▶ **Do this**:
Repeat the records word for word, excluding any picture.

* Begin Data provided *

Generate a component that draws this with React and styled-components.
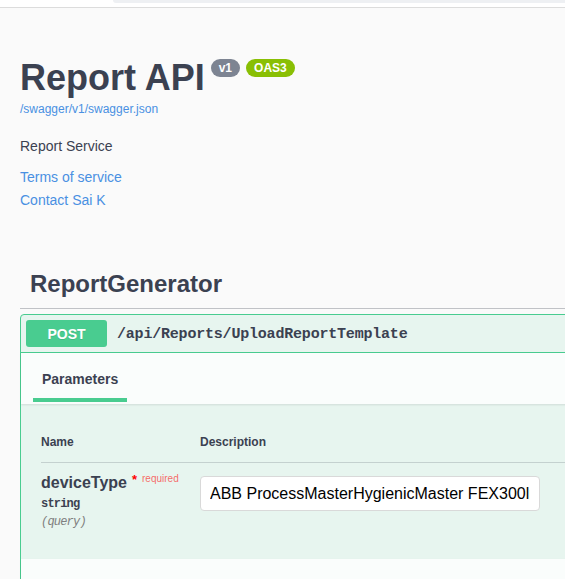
import React from 'react'
import styled, { createGlobalStyle } from 'styled-components'

const GlobalStyle = createGlobalStyle`
  html, body {
    margin: 0;
    padding: 0;
    background: #fff;
  }
  body {
    font-family: "Liberation Sans", Arial, sans-serif;
    color: #3b4151;
  }
  * {
    box-sizing: border-box;
  }
`

const Page = styled.div`
  display: grid;
  grid-template-columns: 565px 1fr;
  height: 100vh;
  overflow: hidden;
`

const Column = styled.div`
  background: #fafafa;
  overflow: hidden;
`

const TopStrip = styled.div`
  height: 8px;
  background: #fff;
  border-bottom: 1px solid #dcdcdc;
  padding-left: 113px;
`

const SearchEdge = styled.div`
  height: 3px;
  background: #eef0f3;
  border-bottom-left-radius: 8px;
`

const Info = styled.div`
  padding: 52px 20px 0;
`

const TitleRow = styled.div`
  display: flex;
  align-items: flex-start;
  gap: 6px;
`

const Title = styled.h2`
  margin: 0;
  font-size: 36px;
  line-height: 36px;
  font-weight: 700;
  color: #3b4151;
`

const Badge = styled.span`
  margin-top: -1px;
  padding: 0 8px;
  height: 18px;
  display: inline-flex;
  align-items: center;
  border-radius: 57px;
  background: ${p => p.$color};
  color: #fff;
  font-size: 12px;
  font-weight: 700;
`

const SpecLink = styled.a`
  display: block;
  margin-top: 6px;
  font-size: 12px;
  line-height: 14px;
  color: #4990e2;
  text-decoration: none;
`

const Description = styled.p`
  margin: 20px 0 0;
  font-size: 14px;
  line-height: 20px;
`

const InfoLinks = styled.div`
  margin-top: 10px;
  display: flex;
  flex-direction: column;
`

const InfoLink = styled.a`
  font-size: 14px;
  line-height: 23px;
  color: #4990e2;
  text-decoration: none;
`

const Section = styled.section`
  margin-top: 47px;
  padding-left: 20px;
  margin-right: -60px;
`

const TagHeading = styled.h3`
  margin: 0;
  padding: 10px 20px 9px 10px;
  font-size: 24px;
  line-height: 30px;
  font-weight: 700;
  border-bottom: 1px solid rgba(59, 65, 81, 0.3);
`

const OpBlock = styled.div`
  margin-top: 5px;
  border: 1px solid #49cc90;
  border-radius: 4px;
  background: rgba(73, 204, 144, 0.1);
`

const Summary = styled.div`
  display: flex;
  align-items: center;
  padding: 5px;
  border-bottom: 1px solid #49cc90;
`

const Method = styled.span`
  min-width: 81px;
  height: 27px;
  display: inline-flex;
  align-items: center;
  justify-content: center;
  border-radius: 3px;
  background: #49cc90;
  color: #fff;
  font-size: 14px;
  font-weight: 700;
  text-shadow: 0 1px 0 rgba(0, 0, 0, 0.1);
`

const Path = styled.span`
  padding: 2px 10px 0;
  font-family: "Liberation Mono", "DejaVu Sans Mono", monospace;
  font-size: 15px;
  font-weight: 700;
  letter-spacing: -0.2px;
  color: #3b4151;
`

const SectionHeader = styled.div`
  display: flex;
  align-items: flex-end;
  min-height: ${p => p.$height || 51}px;
  padding: 16px 0 2px 12px;
  background: rgba(255, 255, 255, 0.8);
  box-shadow: 0 1px 2px rgba(0, 0, 0, 0.1);
`

const Tab = styled.h4`
  margin: 0;
  padding: 0 9px 9px;
  font-size: 14px;
  line-height: 20px;
  font-weight: 700;
  border-bottom: 4px solid #49cc90;
`

const ParamsBody = styled.div`
  padding: 31px 0 29px 20px;
`

const ParamsTable = styled.div`
  display: grid;
  grid-template-columns: 159px 1fr;
`

const HeadCell = styled.div`
  padding-bottom: 12px;
  font-size: 12px;
  line-height: 15px;
  font-weight: 700;
  border-bottom: 1px solid rgba(59, 65, 81, 0.2);
`

const NameCell = styled.div`
  padding-top: 6px;
  display: flex;
  flex-direction: column;
`

const ParamName = styled.div`
  font-size: 16px;
  line-height: 20px;
  font-weight: 700;
`

const Star = styled.span`
  padding: 0 5px;
  color: red;
  font-size: 13px;
  vertical-align: 4px;
`

const Required = styled.span`
  color: rgba(255, 0, 0, 0.6);
  font-size: 10px;
  font-weight: 400;
  vertical-align: 6px;
`

const ParamType = styled.div`
  padding: 5px 0;
  font-family: "Liberation Mono", "DejaVu Sans Mono", monospace;
  font-size: 12px;
  line-height: 12px;
  letter-spacing: -0.8px;
  font-weight: 700;
`

const ParamIn = styled.div`
  font-family: "Liberation Mono", "DejaVu Sans Mono", monospace;
  font-size: 12px;
  line-height: 15px;
  letter-spacing: -0.8px;
  font-style: italic;
  color: #808080;
`

const ValueCell = styled.div`
  padding-top: 13px;
`

const TextInput = styled.input`
  width: 340px;
  height: 35px;
  padding: 0 9px;
  border: 1px solid #d9d9d9;
  border-radius: 4px;
  background: #fff;
  font-family: "Liberation Sans", Arial, sans-serif;
  font-size: 16px;
  color: #000;
  outline: none;
`

export default function App() {
  return (
    <Page>
      <GlobalStyle />
      <Column>
        <TopStrip>
          <SearchEdge />
        </TopStrip>
        <Info>
          <TitleRow>
            <Title>Report API</Title>
            <Badge $color="#7d8492">v1</Badge>
            <Badge $color="#89bf04">OAS3</Badge>
          </TitleRow>
          <SpecLink href="#">/swagger/v1/swagger.json</SpecLink>
          <Description>Report Service</Description>
          <InfoLinks>
            <InfoLink href="#">Terms of service</InfoLink>
            <InfoLink href="#">Contact Sai K</InfoLink>
          </InfoLinks>
        </Info>
        <Section>
          <TagHeading>ReportGenerator</TagHeading>
          <OpBlock>
            <Summary>
              <Method>POST</Method>
              <Path>/api/Reports/UploadReportTemplate</Path>
            </Summary>
            <SectionHeader>
              <Tab>Parameters</Tab>
            </SectionHeader>
            <ParamsBody>
              <ParamsTable>
                <HeadCell>Name</HeadCell>
                <HeadCell>Description</HeadCell>
                <NameCell>
                  <ParamName>
                    deviceType<Star>*</Star><Required>required</Required>
                  </ParamName>
                  <ParamType>string</ParamType>
                  <ParamIn>(query)</ParamIn>
                </NameCell>
                <ValueCell>
                  <TextInput
                    type="text"
                    readOnly
                    value="ABB ProcessMasterHygienicMaster FEX300lnline"
                  />
                </ValueCell>
              </ParamsTable>
            </ParamsBody>
            <SectionHeader $height={40} />
          </OpBlock>
        </Section>
      </Column>
    </Page>
  )
}
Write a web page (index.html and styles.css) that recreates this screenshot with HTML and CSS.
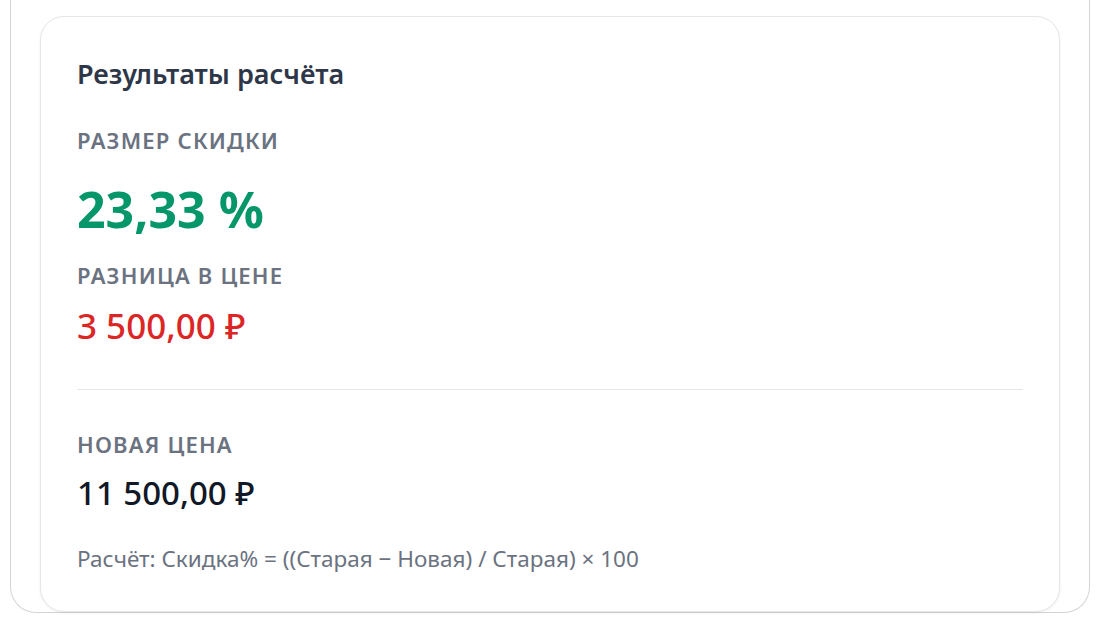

* End Data provided *

▶ **Exercise solution**:
Generate a component that draws this with React and styled-components.
import React from 'react'
import styled, { createGlobalStyle } from 'styled-components'

const GlobalStyle = createGlobalStyle`
  html, body {
    margin: 0;
    padding: 0;
    background: #fff;
  }
  body {
    font-family: "Liberation Sans", Arial, sans-serif;
    color: #3b4151;
  }
  * {
    box-sizing: border-box;
  }
`

const Page = styled.div`
  display: grid;
  grid-template-columns: 565px 1fr;
  height: 100vh;
  overflow: hidden;
`

const Column = styled.div`
  background: #fafafa;
  overflow: hidden;
`

const TopStrip = styled.div`
  height: 8px;
  background: #fff;
  border-bottom: 1px solid #dcdcdc;
  padding-left: 113px;
`

const SearchEdge = styled.div`
  height: 3px;
  background: #eef0f3;
  border-bottom-left-radius: 8px;
`

const Info = styled.div`
  padding: 52px 20px 0;
`

const TitleRow = styled.div`
  display: flex;
  align-items: flex-start;
  gap: 6px;
`

const Title = styled.h2`
  margin: 0;
  font-size: 36px;
  line-height: 36px;
  font-weight: 700;
  color: #3b4151;
`

const Badge = styled.span`
  margin-top: -1px;
  padding: 0 8px;
  height: 18px;
  display: inline-flex;
  align-items: center;
  border-radius: 57px;
  background: ${p => p.$color};
  color: #fff;
  font-size: 12px;
  font-weight: 700;
`

const SpecLink = styled.a`
  display: block;
  margin-top: 6px;
  font-size: 12px;
  line-height: 14px;
  color: #4990e2;
  text-decoration: none;
`

const Description = styled.p`
  margin: 20px 0 0;
  font-size: 14px;
  line-height: 20px;
`

const InfoLinks = styled.div`
  margin-top: 10px;
  display: flex;
  flex-direction: column;
`

const InfoLink = styled.a`
  font-size: 14px;
  line-height: 23px;
  color: #4990e2;
  text-decoration: none;
`

const Section = styled.section`
  margin-top: 47px;
  padding-left: 20px;
  margin-right: -60px;
`

const TagHeading = styled.h3`
  margin: 0;
  padding: 10px 20px 9px 10px;
  font-size: 24px;
  line-height: 30px;
  font-weight: 700;
  border-bottom: 1px solid rgba(59, 65, 81, 0.3);
`

const OpBlock = styled.div`
  margin-top: 5px;
  border: 1px solid #49cc90;
  border-radius: 4px;
  background: rgba(73, 204, 144, 0.1);
`

const Summary = styled.div`
  display: flex;
  align-items: center;
  padding: 5px;
  border-bottom: 1px solid #49cc90;
`

const Method = styled.span`
  min-width: 81px;
  height: 27px;
  display: inline-flex;
  align-items: center;
  justify-content: center;
  border-radius: 3px;
  background: #49cc90;
  color: #fff;
  font-size: 14px;
  font-weight: 700;
  text-shadow: 0 1px 0 rgba(0, 0, 0, 0.1);
`

const Path = styled.span`
  padding: 2px 10px 0;
  font-family: "Liberation Mono", "DejaVu Sans Mono", monospace;
  font-size: 15px;
  font-weight: 700;
  letter-spacing: -0.2px;
  color: #3b4151;
`

const SectionHeader = styled.div`
  display: flex;
  align-items: flex-end;
  min-height: ${p => p.$height || 51}px;
  padding: 16px 0 2px 12px;
  background: rgba(255, 255, 255, 0.8);
  box-shadow: 0 1px 2px rgba(0, 0, 0, 0.1);
`

const Tab = styled.h4`
  margin: 0;
  padding: 0 9px 9px;
  font-size: 14px;
  line-height: 20px;
  font-weight: 700;
  border-bottom: 4px solid #49cc90;
`

const ParamsBody = styled.div`
  padding: 31px 0 29px 20px;
`

const ParamsTable = styled.div`
  display: grid;
  grid-template-columns: 159px 1fr;
`

const HeadCell = styled.div`
  padding-bottom: 12px;
  font-size: 12px;
  line-height: 15px;
  font-weight: 700;
  border-bottom: 1px solid rgba(59, 65, 81, 0.2);
`

const NameCell = styled.div`
  padding-top: 6px;
  display: flex;
  flex-direction: column;
`

const ParamName = styled.div`
  font-size: 16px;
  line-height: 20px;
  font-weight: 700;
`

const Star = styled.span`
  padding: 0 5px;
  color: red;
  font-size: 13px;
  vertical-align: 4px;
`

const Required = styled.span`
  color: rgba(255, 0, 0, 0.6);
  font-size: 10px;
  font-weight: 400;
  vertical-align: 6px;
`

const ParamType = styled.div`
  padding: 5px 0;
  font-family: "Liberation Mono", "DejaVu Sans Mono", monospace;
  font-size: 12px;
  line-height: 12px;
  letter-spacing: -0.8px;
  font-weight: 700;
`

const ParamIn = styled.div`
  font-family: "Liberation Mono", "DejaVu Sans Mono", monospace;
  font-size: 12px;
  line-height: 15px;
  letter-spacing: -0.8px;
  font-style: italic;
  color: #808080;
`

const ValueCell = styled.div`
  padding-top: 13px;
`

const TextInput = styled.input`
  width: 340px;
  height: 35px;
  padding: 0 9px;
  border: 1px solid #d9d9d9;
  border-radius: 4px;
  background: #fff;
  font-family: "Liberation Sans", Arial, sans-serif;
  font-size: 16px;
  color: #000;
  outline: none;
`

export default function App() {
  return (
    <Page>
      <GlobalStyle />
      <Column>
        <TopStrip>
          <SearchEdge />
        </TopStrip>
        <Info>
          <TitleRow>
            <Title>Report API</Title>
            <Badge $color="#7d8492">v1</Badge>
            <Badge $color="#89bf04">OAS3</Badge>
          </TitleRow>
          <SpecLink href="#">/swagger/v1/swagger.json</SpecLink>
          <Description>Report Service</Description>
          <InfoLinks>
            <InfoLink href="#">Terms of service</InfoLink>
            <InfoLink href="#">Contact Sai K</InfoLink>
          </InfoLinks>
        </Info>
        <Section>
          <TagHeading>ReportGenerator</TagHeading>
          <OpBlock>
            <Summary>
              <Method>POST</Method>
              <Path>/api/Reports/UploadReportTemplate</Path>
            </Summary>
            <SectionHeader>
              <Tab>Parameters</Tab>
            </SectionHeader>
            <ParamsBody>
              <ParamsTable>
                <HeadCell>Name</HeadCell>
                <HeadCell>Description</HeadCell>
                <NameCell>
                  <ParamName>
                    deviceType<Star>*</Star><Required>required</Required>
                  </ParamName>
                  <ParamType>string</ParamType>
                  <ParamIn>(query)</ParamIn>
                </NameCell>
                <ValueCell>
                  <TextInput
                    type="text"
                    readOnly
                    value="ABB ProcessMasterHygienicMaster FEX300lnline"
                  />
                </ValueCell>
              </ParamsTable>
            </ParamsBody>
            <SectionHeader $height={40} />
          </OpBlock>
        </Section>
      </Column>
    </Page>
  )
}
Write a web page (index.html and styles.css) that recreates this screenshot with HTML and CSS.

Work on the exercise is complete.